— begin Extracted entries —
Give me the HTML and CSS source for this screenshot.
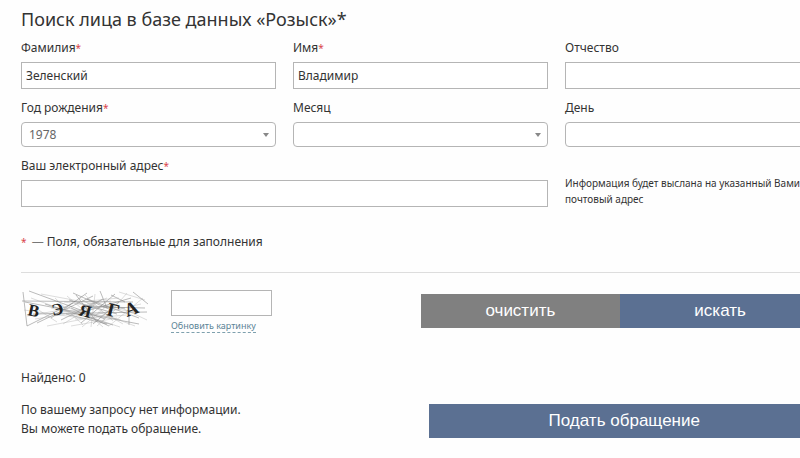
FILE: index.html
```html
<!DOCTYPE html>
<html lang="ru">
<head>
  <meta charset="UTF-8" />
  <meta name="viewport" content="width=device-width, initial-scale=1.0"/>
  <title>Поиск лица в базе данных «Розыск»</title>
  <link rel="stylesheet" href="styles.css">
</head>
<body>

<main class="page">
  <h1 class="title">Поиск лица в базе данных «Розыск»*</h1>

  <form>
    <div class="fields">
      <div class="field">
        <label for="surname">Фамилия<span class="req">*</span></label>
        <input type="text" id="surname" value="Зеленский" />
      </div>
      <div class="field">
        <label for="firstName">Имя<span class="req">*</span></label>
        <input type="text" id="firstName" value="Владимир" />
      </div>
      <div class="field">
        <label for="patronymic">Отчество</label>
        <input type="text" id="patronymic" />
      </div>

      <div class="field">
        <label for="year">Год рождения<span class="req">*</span></label>
        <div class="select">
          <select id="year"><option>1978</option></select>
        </div>
      </div>
      <div class="field">
        <label for="month">Месяц</label>
        <div class="select">
          <select id="month"><option></option></select>
        </div>
      </div>
      <div class="field">
        <label for="day">День</label>
        <div class="select">
          <select id="day"><option></option></select>
        </div>
      </div>

      <div class="field wide">
        <label for="email">Ваш электронный адрес<span class="req">*</span></label>
        <input type="email" id="email" />
      </div>
      <p class="hint">Информация будет выслана на указанный Вами почтовый адрес</p>
    </div>

    <p class="note"><span class="req">*</span> <span class="dash">—</span> Поля, обязательные для заполнения</p>

    <div class="actions">
      <!-- captcha -->
      <svg class="captcha" viewBox="0 0 130 40" role="img" aria-label="Код с картинки">
        <g fill="none" stroke="#777" stroke-width="0.5">
          <path d="M2 2L6 36M1 11L112 12M6 36L52 13M8 1L84 29M4 12L118 34M12 24L126 22M16 33L72 6M24 14L92 35M30 28L66 3"/>
          <path d="M108 16V35M82 17L124 18M70 16L104 18M40 30L82 9M48 10L96 24M50 18L88 36M55 5L76 32M60 33L94 4"/>
          <path d="M79 1L86 18M62 22L110 8M66 9L118 28M72 34L98 12M45 24L86 34M90 5L104 12M112 2L127 14M52 3L90 20"/>
        </g>
        <g fill="none" stroke="#aaa" stroke-width="0.4">
          <path d="M3 20L60 28M10 8L48 22M14 29L70 20M20 4L74 14M26 36L84 25M34 8L62 35M38 16L100 30M42 34L78 12"/>
          <path d="M46 6L82 37M54 29L106 25M57 12L98 8M61 37L88 14M64 5L92 31M68 26L120 14M74 4L70 37M77 22L114 36"/>
          <path d="M80 33L106 3M84 10L126 30M35 23L94 15M43 12L116 22M50 36L96 28M58 8L102 34M88 36L122 8M30 18L78 30"/>
          <path d="M66 14L90 11M60 18L86 8M72 28L99 37M76 36L94 20M52 25L74 18M10 15L36 32M98 2L124 10M6 26L40 20"/>
        </g>
        <g class="captcha-text">
          <text transform="translate(6 25) rotate(12)">В</text>
          <text transform="translate(32 26) rotate(-12)">Э</text>
          <text transform="translate(57 25) rotate(14)">Я</text>
          <text class="big" transform="translate(85 25) rotate(14)">Г</text>
          <text class="big" transform="translate(106 27) rotate(-20)">А</text>
        </g>
      </svg>

      <div class="code">
        <input type="text" id="code" aria-label="Код с картинки" />
        <a href="#">Обновить картинку</a>
      </div>

      <div class="buttons">
        <button type="reset" class="clear">очистить</button>
        <button type="submit">искать</button>
      </div>
    </div>
  </form>

  <p class="found">Найдено: 0</p>

  <div class="result">
    <p>По вашему запросу нет информации.<br>Вы можете подать обращение.</p>
    <button type="button">Подать обращение</button>
  </div>
</main>

</body>
</html>
```

FILE: styles.css
```css
* {
  box-sizing: border-box;
}

body {
  margin: 0;
  background-color: #fefefe;
  color: #333;
  font-family: "Noto Sans", sans-serif;
  font-size: 12px;
  line-height: 20px;
  overflow-x: hidden;
}

p {
  margin: 0;
}

/* the form runs past the right edge of the window */
.page {
  margin: 0 -20px 0 21px;
  padding-top: 5px;
}

.title {
  margin: 0 0 5px;
  font-size: 18px;
  font-weight: normal;
  line-height: 28px;
}

.fields {
  display: grid;
  grid-template-columns: repeat(3, 1fr);
  gap: 9px 17px;
}

.field label {
  display: block;
  margin-bottom: 4px;
}

.wide {
  grid-column: span 2;
}

.req {
  color: #d9444a;
  font-size: 10px;
  line-height: 1;
}

input,
select {
  display: block;
  width: 100%;
  height: 27px;
  padding: 0 4px;
  border: 1px solid #b5b5b5;
  border-radius: 0;
  background-color: #fff;
  color: #333;
  font: inherit;
}

.select {
  position: relative;
}

.select select {
  height: 25px;
  padding: 0 7px;
  border-radius: 4px;
  color: #666;
  appearance: none;
}

.select::after {
  content: "";
  position: absolute;
  top: 11px;
  right: 7px;
  border: 3px solid transparent;
  border-top: 4px solid #888;
  border-bottom: 0;
  pointer-events: none;
}

.hint {
  align-self: end;
  font-size: 10px;
  line-height: 16px;
}

.note {
  padding: 25px 0 20px;
  border-bottom: 1px solid #ddd;
}

.dash {
  margin-left: 2px;
  color: #777;
}

.actions {
  display: flex;
  align-items: flex-start;
  padding-top: 17px;
}

.captcha {
  width: 130px;
  height: 40px;
}

.captcha-text {
  fill: #222;
  font-family: "Liberation Serif", serif;
  font-size: 17px;
  font-weight: bold;
}

.captcha-text .big {
  font-size: 19px;
}

.code {
  width: 101px;
  margin-left: 20px;
}

.code input {
  height: 26px;
}

.code a {
  display: block;
  width: max-content;
  margin-top: 3px;
  border-bottom: 1px dashed #7ea0ae;
  color: #5b8496;
  font-size: 9px;
  line-height: 13px;
  text-decoration: none;
}

button {
  height: 34px;
  padding: 0;
  border: 0;
  background-color: #5b7092;
  color: #fff;
  font-family: "Liberation Sans", Arial, sans-serif;
  font-size: 17px;
  cursor: pointer;
}

.buttons {
  display: flex;
  width: 50%;
  margin: 4px 0 0 auto;
}

.buttons button {
  flex: 1;
}

.buttons .clear {
  background-color: #808080;
}

.found {
  margin-top: 35px;
}

.result {
  display: flex;
  justify-content: space-between;
  align-items: flex-end;
  margin-top: 12px;
  line-height: 19px;
}

.result button {
  width: 49%;
}
```
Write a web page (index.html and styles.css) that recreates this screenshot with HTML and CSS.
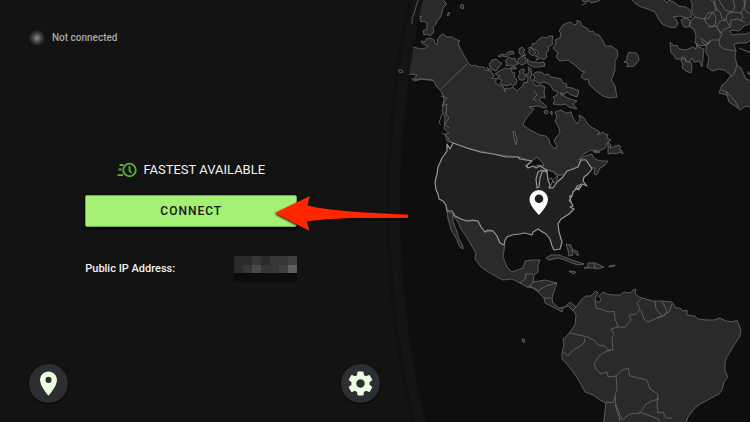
— end Extracted entries —
▶ [What the task asks]: Exclude the pictures and repeat every other part of the records word for word.

▶ [Solution to the exercise]:
Give me the HTML and CSS source for this screenshot.
FILE: index.html
```html
<!DOCTYPE html>
<html lang="ru">
<head>
  <meta charset="UTF-8" />
  <meta name="viewport" content="width=device-width, initial-scale=1.0"/>
  <title>Поиск лица в базе данных «Розыск»</title>
  <link rel="stylesheet" href="styles.css">
</head>
<body>

<main class="page">
  <h1 class="title">Поиск лица в базе данных «Розыск»*</h1>

  <form>
    <div class="fields">
      <div class="field">
        <label for="surname">Фамилия<span class="req">*</span></label>
        <input type="text" id="surname" value="Зеленский" />
      </div>
      <div class="field">
        <label for="firstName">Имя<span class="req">*</span></label>
        <input type="text" id="firstName" value="Владимир" />
      </div>
      <div class="field">
        <label for="patronymic">Отчество</label>
        <input type="text" id="patronymic" />
      </div>

      <div class="field">
        <label for="year">Год рождения<span class="req">*</span></label>
        <div class="select">
          <select id="year"><option>1978</option></select>
        </div>
      </div>
      <div class="field">
        <label for="month">Месяц</label>
        <div class="select">
          <select id="month"><option></option></select>
        </div>
      </div>
      <div class="field">
        <label for="day">День</label>
        <div class="select">
          <select id="day"><option></option></select>
        </div>
      </div>

      <div class="field wide">
        <label for="email">Ваш электронный адрес<span class="req">*</span></label>
        <input type="email" id="email" />
      </div>
      <p class="hint">Информация будет выслана на указанный Вами почтовый адрес</p>
    </div>

    <p class="note"><span class="req">*</span> <span class="dash">—</span> Поля, обязательные для заполнения</p>

    <div class="actions">
      <!-- captcha -->
      <svg class="captcha" viewBox="0 0 130 40" role="img" aria-label="Код с картинки">
        <g fill="none" stroke="#777" stroke-width="0.5">
          <path d="M2 2L6 36M1 11L112 12M6 36L52 13M8 1L84 29M4 12L118 34M12 24L126 22M16 33L72 6M24 14L92 35M30 28L66 3"/>
          <path d="M108 16V35M82 17L124 18M70 16L104 18M40 30L82 9M48 10L96 24M50 18L88 36M55 5L76 32M60 33L94 4"/>
          <path d="M79 1L86 18M62 22L110 8M66 9L118 28M72 34L98 12M45 24L86 34M90 5L104 12M112 2L127 14M52 3L90 20"/>
        </g>
        <g fill="none" stroke="#aaa" stroke-width="0.4">
          <path d="M3 20L60 28M10 8L48 22M14 29L70 20M20 4L74 14M26 36L84 25M34 8L62 35M38 16L100 30M42 34L78 12"/>
          <path d="M46 6L82 37M54 29L106 25M57 12L98 8M61 37L88 14M64 5L92 31M68 26L120 14M74 4L70 37M77 22L114 36"/>
          <path d="M80 33L106 3M84 10L126 30M35 23L94 15M43 12L116 22M50 36L96 28M58 8L102 34M88 36L122 8M30 18L78 30"/>
          <path d="M66 14L90 11M60 18L86 8M72 28L99 37M76 36L94 20M52 25L74 18M10 15L36 32M98 2L124 10M6 26L40 20"/>
        </g>
        <g class="captcha-text">
          <text transform="translate(6 25) rotate(12)">В</text>
          <text transform="translate(32 26) rotate(-12)">Э</text>
          <text transform="translate(57 25) rotate(14)">Я</text>
          <text class="big" transform="translate(85 25) rotate(14)">Г</text>
          <text class="big" transform="translate(106 27) rotate(-20)">А</text>
        </g>
      </svg>

      <div class="code">
        <input type="text" id="code" aria-label="Код с картинки" />
        <a href="#">Обновить картинку</a>
      </div>

      <div class="buttons">
        <button type="reset" class="clear">очистить</button>
        <button type="submit">искать</button>
      </div>
    </div>
  </form>

  <p class="found">Найдено: 0</p>

  <div class="result">
    <p>По вашему запросу нет информации.<br>Вы можете подать обращение.</p>
    <button type="button">Подать обращение</button>
  </div>
</main>

</body>
</html>
```

FILE: styles.css
```css
* {
  box-sizing: border-box;
}

body {
  margin: 0;
  background-color: #fefefe;
  color: #333;
  font-family: "Noto Sans", sans-serif;
  font-size: 12px;
  line-height: 20px;
  overflow-x: hidden;
}

p {
  margin: 0;
}

/* the form runs past the right edge of the window */
.page {
  margin: 0 -20px 0 21px;
  padding-top: 5px;
}

.title {
  margin: 0 0 5px;
  font-size: 18px;
  font-weight: normal;
  line-height: 28px;
}

.fields {
  display: grid;
  grid-template-columns: repeat(3, 1fr);
  gap: 9px 17px;
}

.field label {
  display: block;
  margin-bottom: 4px;
}

.wide {
  grid-column: span 2;
}

.req {
  color: #d9444a;
  font-size: 10px;
  line-height: 1;
}

input,
select {
  display: block;
  width: 100%;
  height: 27px;
  padding: 0 4px;
  border: 1px solid #b5b5b5;
  border-radius: 0;
  background-color: #fff;
  color: #333;
  font: inherit;
}

.select {
  position: relative;
}

.select select {
  height: 25px;
  padding: 0 7px;
  border-radius: 4px;
  color: #666;
  appearance: none;
}

.select::after {
  content: "";
  position: absolute;
  top: 11px;
  right: 7px;
  border: 3px solid transparent;
  border-top: 4px solid #888;
  border-bottom: 0;
  pointer-events: none;
}

.hint {
  align-self: end;
  font-size: 10px;
  line-height: 16px;
}

.note {
  padding: 25px 0 20px;
  border-bottom: 1px solid #ddd;
}

.dash {
  margin-left: 2px;
  color: #777;
}

.actions {
  display: flex;
  align-items: flex-start;
  padding-top: 17px;
}

.captcha {
  width: 130px;
  height: 40px;
}

.captcha-text {
  fill: #222;
  font-family: "Liberation Serif", serif;
  font-size: 17px;
  font-weight: bold;
}

.captcha-text .big {
  font-size: 19px;
}

.code {
  width: 101px;
  margin-left: 20px;
}

.code input {
  height: 26px;
}

.code a {
  display: block;
  width: max-content;
  margin-top: 3px;
  border-bottom: 1px dashed #7ea0ae;
  color: #5b8496;
  font-size: 9px;
  line-height: 13px;
  text-decoration: none;
}

button {
  height: 34px;
  padding: 0;
  border: 0;
  background-color: #5b7092;
  color: #fff;
  font-family: "Liberation Sans", Arial, sans-serif;
  font-size: 17px;
  cursor: pointer;
}

.buttons {
  display: flex;
  width: 50%;
  margin: 4px 0 0 auto;
}

.buttons button {
  flex: 1;
}

.buttons .clear {
  background-color: #808080;
}

.found {
  margin-top: 35px;
}

.result {
  display: flex;
  justify-content: space-between;
  align-items: flex-end;
  margin-top: 12px;
  line-height: 19px;
}

.result button {
  width: 49%;
}
```
Write a web page (index.html and styles.css) that recreates this screenshot with HTML and CSS.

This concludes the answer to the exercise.